Young Reacts #119 – One metric cannot represent engineering productivity

One perk of working at a large tech company is our people’s network at other companies. A director invited me to a meeting between Netflix and Twitter about how the two companies use GraphQL. There were about 20 engineers from both companies—including a Twitter engineer whose blog posts I read many times! I initially expected to sit silently and observe, but I was asked the first question, so I even spoke for a few minutes. It might not have been exciting for those who give talks regularly or have large professional networks, but I got very excited.

After the meeting, I found out that we had similar engagements with Coursera and Atlassian and watched the recordings. It was eye-opening to see that the challenges we’ve seen internally, such as GraphQL schema governance, microservice migrations, and the federated Gateway’s responsibility, are universal. It was a big validation that my work is applicable more broadly. I am now thinking about writing a blog post on schema governance with my working group.


Software Engineering ⚙️

One metric cannot represent engineering productivity

Managers or executives often look for one true metric to track an engineering team’s performance. However, any single metric will be gamed or explained away. So it is important to measure holistically and find balance. For example, not only do we need to look at the completed story points, but also the business KPIs. (Link to the paper, The SPACE of Developer Productivity)

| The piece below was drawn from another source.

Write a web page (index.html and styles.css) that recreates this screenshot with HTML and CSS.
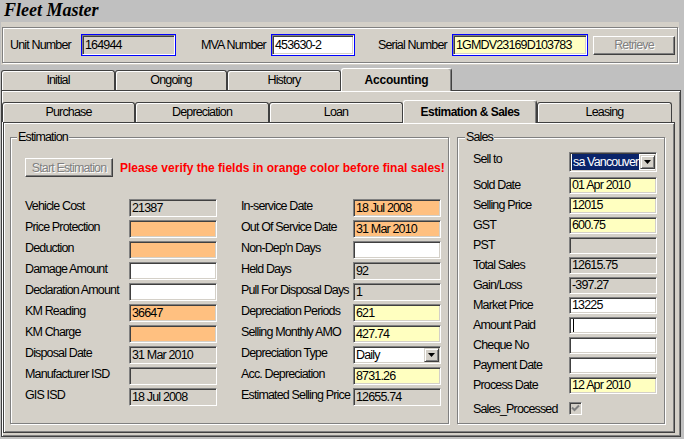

Yalc – Better workflow than npm | yarn link for package authors

I used to find working on libraries annoying as I could not test the changes quickly. I published beta versions like “0.9.0-beta.7” and pulled them into my main app. But it had two problems: the releases made the feedback cycle slow and polluted the package repository with broken versions. Not anymore with Yalc. I can now test my changes locally with “yalc publish” and “yalc add.”

Codetour

When I showcase my code to other engineers, my explanation often becomes confusing as I jump through different files. Codetour is a Visual Studio Code extension from Microsoft that can record markdowns with specific lines of code so that I can share in a reusable and coherent way.

People ❤️

Things your manager might not know

The ability to have a meaningful conversation with your manager is a superpower, yet I am not good at it. I am fine chitchatting with my manager for 30 min every week. But it’s been hard for me to discuss what matters. Julia Evans shares some great tips in this article.

Business 💸

Dark patterns are banned in California

Dark patterns are “tricks used in websites and apps that make you do things that you didn’t mean to.” We run into them everywhere, most recently Clubhouse. But I’ve been skeptical about regulation efforts since it’s difficult to describe design issues in writing. On the contrary, the updated text looks clear enough to give me hope. (Link to The Verge article)

Reflections & Lessons Learned from Roblox, After More Than a Decade of Partnership

I was surprised to learn that Roblox was founded 18 years ago, considering that its game is a leading example of the metaverse concept. Surely, a great story for both the founder and the investors. But the skeptical part of me wonders how the IPO turned out for the early employees.